Loving: fall edition

Rae Dunn salt and pepper cellars from Terrain. I can’t tell you how much I adore these.

Pork chops with apples and onions — serve over polenta. Thank you, Real Simple. (Erin, have you made these yet?)

Hy-Vee Seasons magazine. My first time writing for them.

Pine cones I picked up in the yard. They make such an easy and perfect centerpiece.

A wreath project I’m working on for Fresh Home.

And pumpkin-pecan muffins. I wasn’t so jazzed by these at first, but they’re growing on me. My mom and I agreed that we can’t have our traditional sugary pumpkin bread around if we plan to stay in shape, so these are a nice seasonal alternative.

Pumpkin-pecan muffins
adapted from Mark Bittman’s recipe in Runners World
makes 12-15 muffins

2 1/2 cups whole wheat flour
3/4 cup sugar
2 teaspoons baking powder
1 teaspoon cinnamon
1/4 teaspoon baking soda
1/4 teaspoon salt
1/4 cup melted unsalted butter
1/4 cup vegetable oil
1 15-ounce can pumpkin puree
1 egg, beaten
1/2 cup buttermilk or kefir
1/3 cup chopped pecans

Preheat your oven to 375 degrees. Line a muffin pan with paper liners. These are kind of sticky muffins, so it’s probably not worth trying to scrape them directly out of the pan.

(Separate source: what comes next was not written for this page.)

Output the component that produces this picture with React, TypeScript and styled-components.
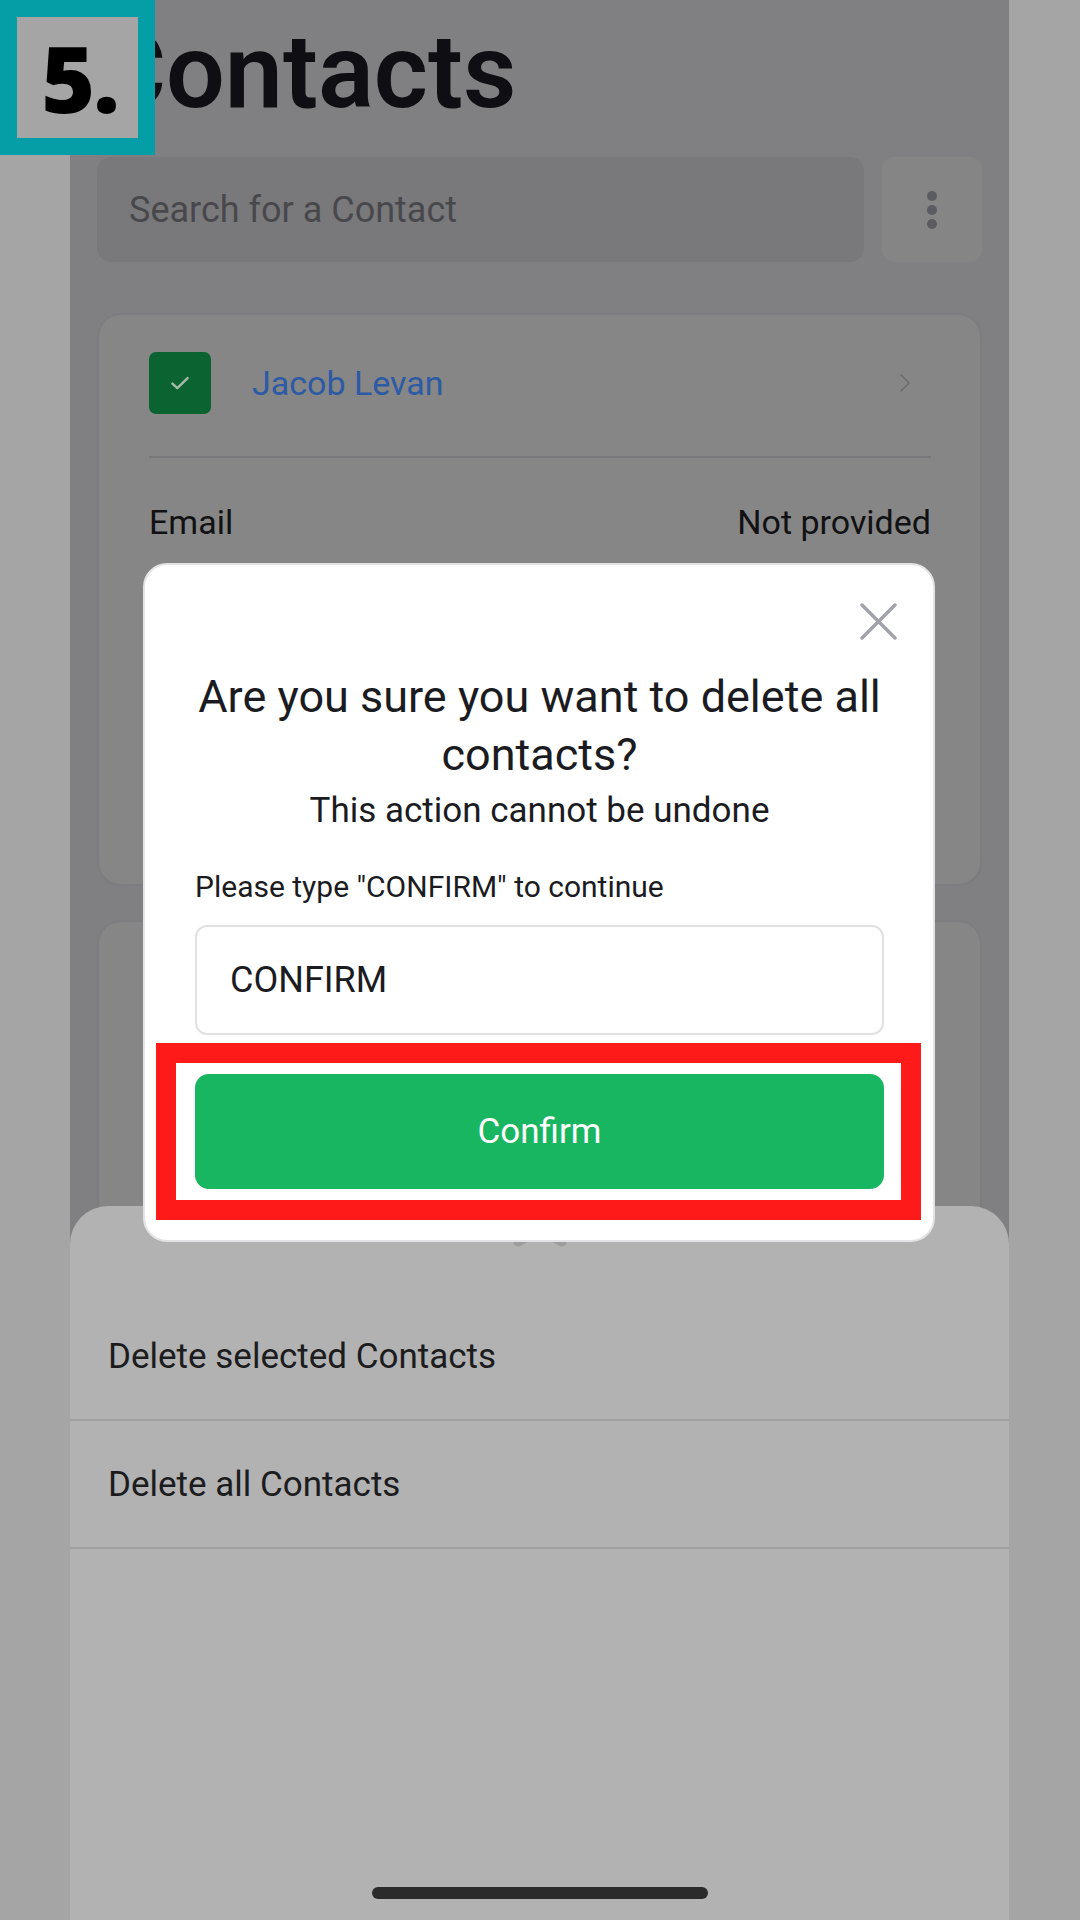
import React from "react";
import styled, { createGlobalStyle } from "styled-components";

const GlobalStyle = createGlobalStyle`
  html, body {
    margin: 0;
    padding: 0;
  }
  body {
    font-family: Roboto, "Liberation Sans", sans-serif;
    background: #a5a5a5;
  }
  * {
    box-sizing: border-box;
  }
`;

const Frame = styled.div`
  position: relative;
  display: flex;
  width: 1080px;
  height: 1920px;
  overflow: hidden;
  background: #a5a5a5;
`;

const Side = styled.div<{ $w: number }>`
  width: ${(p) => p.$w}px;
  flex-shrink: 0;
  background: #a5a5a5;
`;

const Phone = styled.div`
  position: relative;
  flex: 1;
  padding: 0 27px;
  background: #808082;
  overflow: hidden;
`;

const Title = styled.h1`
  margin: 20px 0 0 1px;
  font-size: 104px;
  line-height: 104px;
  font-weight: 600;
  color: #0e0e13;
`;

const SearchRow = styled.div`
  display: flex;
  gap: 18px;
  height: 105px;
  margin-top: 33px;
`;

const SearchBox = styled.div`
  flex: 1;
  display: flex;
  align-items: center;
  padding-left: 32px;
  border-radius: 14px;
  background: #79797b;
  font-size: 36px;
  color: #48484c;
`;

const MenuButton = styled.div`
  width: 100px;
  display: flex;
  flex-direction: column;
  align-items: center;
  justify-content: center;
  gap: 4px;
  border-radius: 12px;
  background: #858585;

  span {
    width: 10px;
    height: 10px;
    border-radius: 50%;
    background: #5b5b62;
  }
`;

const Card = styled.div<{ $h: number; $top: number }>`
  height: ${(p) => p.$h}px;
  margin-top: ${(p) => p.$top}px;
  padding: 37px 49px 0 50px;
  border: 2px solid #7d7d7f;
  border-radius: 24px;
  background: #868686;
`;

const CardHeader = styled.div`
  display: flex;
  align-items: center;
  height: 62px;
`;

const Checkbox = styled.div`
  width: 62px;
  height: 62px;
  display: flex;
  align-items: center;
  justify-content: center;
  border-radius: 7px;
  background: #0b6331;
`;

const Name = styled.div`
  flex: 1;
  margin-left: 41px;
  font-size: 34px;
  color: #2d5aa5;
`;

const Divider = styled.div`
  height: 2px;
  margin-top: 42px;
  background: #78787a;
`;

const InfoRow = styled.div`
  display: flex;
  justify-content: space-between;
  margin-top: 44px;
  font-size: 34px;
  line-height: 40px;
  color: #111113;
`;

const Sheet = styled.div`
  position: absolute;
  top: 1206px;
  left: 0;
  right: 0;
  bottom: 0;
  z-index: 1;
  padding-top: 87px;
  border-radius: 38px 38px 0 0;
  background: #b2b2b2;
`;

const Handle = styled.svg`
  position: absolute;
  top: 20px;
  left: 50%;
  transform: translateX(-50%);
`;

const SheetRow = styled.div`
  display: flex;
  align-items: center;
  height: 128px;
  padding-left: 38px;
  border-bottom: 2px solid #a0a0a0;
  font-size: 35px;
  color: #1c1c1e;
`;

const HomeBar = styled.div`
  position: absolute;
  bottom: 21px;
  left: 50%;
  width: 336px;
  height: 12px;
  transform: translateX(-50%);
  border-radius: 6px;
  background: #2b2b2b;
`;

const Modal = styled.div`
  position: absolute;
  top: 563px;
  left: 73px;
  z-index: 2;
  width: 792px;
  padding: 0 49px 51px 50px;
  border: 2px solid #e3e3e6;
  border-radius: 24px;
  background: #ffffff;
  color: #1b1b22;
`;

const CloseButton = styled.svg`
  position: absolute;
  top: 38px;
  right: 36px;
`;

const ModalTitle = styled.h2`
  margin: 103px -30px 0;
  font-size: 45px;
  line-height: 58px;
  font-weight: 400;
  text-align: center;
`;

const ModalSub = styled.p`
  margin: 7px 0 0;
  font-size: 35px;
  line-height: 40px;
  text-align: center;
`;

const Label = styled.div`
  margin-top: 39px;
  font-size: 30px;
  line-height: 34px;
`;

const Input = styled.div`
  display: flex;
  align-items: center;
  height: 110px;
  margin-top: 21px;
  padding-left: 33px;
  border: 2px solid #e1e1e4;
  border-radius: 12px;
  font-size: 36px;
`;

const ConfirmButton = styled.div`
  display: flex;
  align-items: center;
  justify-content: center;
  height: 115px;
  margin-top: 39px;
  border-radius: 14px;
  background: #19b661;
  font-size: 35px;
  color: #ffffff;
`;

const Highlight = styled.div`
  position: absolute;
  top: 478px;
  left: 11px;
  width: 765px;
  height: 177px;
  border: 20px solid #ff1a1a;
`;

const StepBadge = styled.div`
  position: absolute;
  top: 0;
  left: 0;
  z-index: 3;
  width: 155px;
  height: 155px;
  padding: 17px;
  background: #069ea6;

  div {
    width: 100%;
    height: 100%;
    display: flex;
    align-items: center;
    justify-content: center;
    padding-left: 4px;
    background: #a5a5a5;
    font-family: "Open Sans", "Liberation Sans", sans-serif;
    font-size: 92px;
    font-weight: 800;
    letter-spacing: -2px;
    color: #000000;
  }
`;

const App = () => {
  return (
    <>
      <GlobalStyle />
      <Frame>
        <Side $w={70} />
        <Phone>
          <Title>Contacts</Title>
          <SearchRow>
            <SearchBox>Search for a Contact</SearchBox>
            <MenuButton>
              <span />
              <span />
              <span />
            </MenuButton>
          </SearchRow>

          <Card $h={573} $top={51}>
            <CardHeader>
              <Checkbox>
                <svg width="26" height="26" viewBox="0 0 24 24" fill="none">
                  <path d="M5 12.5l4.5 4.2L19 7.5" stroke="#a4bba9" strokeWidth="2.2" strokeLinecap="round" strokeLinejoin="round" />
                </svg>
              </Checkbox>
              <Name>Jacob Levan</Name>
              <svg width="12" height="20" viewBox="0 0 12 20" fill="none" style={{ marginRight: 20 }}>
                <path d="M2 2l8 8-8 8" stroke="#6b6b6d" strokeWidth="1.6" strokeLinecap="round" strokeLinejoin="round" />
              </svg>
            </CardHeader>
            <Divider />
            <InfoRow>
              <span>Email</span>
              <span>Not provided</span>
            </InfoRow>
          </Card>
          <Card $h={640} $top={34} />

          <Sheet>
            <Handle width="60" height="24" viewBox="0 0 60 24" fill="none">
              <path d="M8 16L30 4L52 16" stroke="#9c9c9c" strokeWidth="9" strokeLinecap="round" strokeLinejoin="round" />
            </Handle>
            <SheetRow>Delete selected Contacts</SheetRow>
            <SheetRow>Delete all Contacts</SheetRow>
            <HomeBar />
          </Sheet>

          <Modal>
            <CloseButton width="37" height="37" viewBox="0 0 37 37" fill="none">
              <path d="M2 2L35 35M35 2L2 35" stroke="#a2a2aa" strokeWidth="3.5" strokeLinecap="round" />
            </CloseButton>
            <ModalTitle>
              Are you sure you want to delete all
              <br />
              contacts?
            </ModalTitle>
            <ModalSub>This action cannot be undone</ModalSub>
            <Label>Please type "CONFIRM" to continue</Label>
            <Input>CONFIRM</Input>
            <ConfirmButton>Confirm</ConfirmButton>
            <Highlight />
          </Modal>
        </Phone>
        <Side $w={71} />
        <StepBadge>
          <div>5.</div>
        </StepBadge>
      </Frame>
    </>
  );
};

export default App;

Combine all of the dry ingredients in one bowl. Whisk the butter, oil, pumpkin, egg, and buttermilk in a separate bowl. Fold the wet mixture into the dry, and then fold in the pecans.

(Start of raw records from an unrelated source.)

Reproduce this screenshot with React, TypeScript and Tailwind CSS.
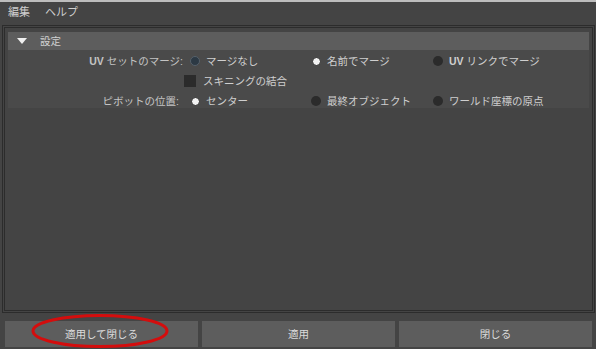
import React from "react";

const font = { fontFamily: '"Liberation Sans", "Noto Sans CJK JP", sans-serif' };

function Radio({ kind }: { kind: "on" | "off" | "dim" }) {
  if (kind === "on")
    return <span className="block w-[9px] h-[9px] rounded-full bg-[#f2f2f2] border border-[#2a2a2a]" />;
  if (kind === "dim")
    return <span className="block w-[10px] h-[10px] rounded-full bg-[#2c3944] border border-[#55606a]" />;
  return <span className="block w-[10px] h-[10px] rounded-full bg-[#2b2b2b]" />;
}

function Opt({ kind, children }: { kind: "on" | "off" | "dim"; children: React.ReactNode }) {
  return (
    <div className="flex items-center">
      <div className="w-[22px] flex justify-center">
        <Radio kind={kind} />
      </div>
      <span className="text-[#cfcfcf]">{children}</span>
    </div>
  );
}

export default function App() {
  return (
    <div className="relative w-[596px] h-[349px] bg-[#444444] overflow-hidden text-[10.5px] leading-none" style={font}>
      <div className="h-[2px] bg-[#bdbdbd]" />
      <div className="h-[21px] flex items-center gap-[15px] pl-[8px] text-[#cfcfcf] text-[11px]">
        <span>編集</span>
        <span>ヘルプ</span>
      </div>
      <div className="ml-[2px] mt-[2px] w-[593px] h-[288px] border border-[#2c2c2c] p-[1px]">
        <div className="h-full border border-[#2c2c2c] pt-[4px] pl-[3px] pr-[3px]">
          <div className="h-[18px] bg-[#5d5d5d] flex items-center">
            <svg width="10" height="6" viewBox="0 0 10 6" className="ml-[9px]">
              <polygon points="0,0 10,0 5,6" fill="#f0f0f0" />
            </svg>
            <span className="ml-[13px] text-[#d0d0d0]">設定</span>
          </div>
          <div className="h-[58px] bg-[#4a4a4a] pt-[1px]">
            <div className="flex items-center h-[20px]">
              <div className="w-[175px] text-right text-[#c4c4c4]">
                <b className="font-bold">UV</b> セットのマージ:
              </div>
              <div className="w-[122px] pl-[1px]"><Opt kind="dim">マージなし</Opt></div>
              <div className="w-[122px]"><Opt kind="on">名前でマージ</Opt></div>
              <div><Opt kind="off"><b className="font-bold">UV</b> リンクでマージ</Opt></div>
            </div>
            <div className="flex items-center h-[20px]">
              <div className="w-[176px]" />
              <span className="block w-[12px] h-[12px] bg-[#2b2b2b] mr-[7px]" />
              <span className="text-[#cfcfcf]">スキニングの結合</span>
            </div>
            <div className="flex items-center h-[20px]">
              <div className="w-[175px] text-right text-[#c4c4c4] pr-[4px]">ピボットの位置:</div>
              <div className="w-[122px] pl-[1px]"><Opt kind="on">センター</Opt></div>
              <div className="w-[122px]"><Opt kind="off">最終オブジェクト</Opt></div>
              <div><Opt kind="off">ワールド座標の原点</Opt></div>
            </div>
          </div>
        </div>
      </div>
      <div className="flex gap-[4px] pl-[5px] pr-[4px] mt-[8px]">
        <button className="flex-1 h-[26px] bg-[#5d5d5d] text-[#dcdcdc] flex items-center justify-center">適用して閉じる</button>
        <button className="flex-1 h-[26px] bg-[#5d5d5d] text-[#dcdcdc] flex items-center justify-center">適用</button>
        <button className="flex-1 h-[26px] bg-[#5d5d5d] text-[#dcdcdc] flex items-center justify-center">閉じる</button>
      </div>
      <svg className="absolute left-[30px] top-[313px]" width="140" height="36" viewBox="0 0 140 36">
        <ellipse cx="70" cy="18" rx="67" ry="15.5" fill="none" stroke="#d40d0d" strokeWidth="3" />
      </svg>
    </div>
  );
}
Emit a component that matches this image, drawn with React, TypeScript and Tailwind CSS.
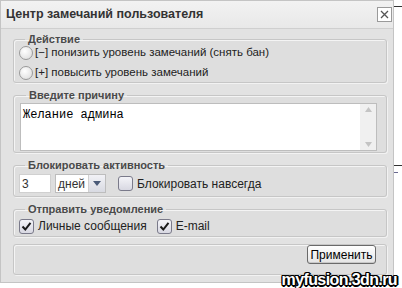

Fill the muffin cups almost all the way to the top. Bake 25 minutes or until they are done in the center.

Comments

  1. 1

    Erin says

    I haven’t made the pork chops with polenta yet but I did make Real Simple’s chicken with roasted acorn squash and tomatoes tonight for dinner. It was delish! What’s even better is the farthest thing away in the dinner was the Bare Chicken which is usually from Iowa or Minnesota. My local chicken is ready on Saturday though. Yay!

    All of the produce was from the last two weeks of the Farmer’s Market and the very last cherry tomatoes from my driveway garden (gasp!). First ripe tomato on June 12th and last on November 3rd in Kirksville, Missouri no less. Take that San Fran! 🙂 (Though I know I’ll have produce envy for the next several months.)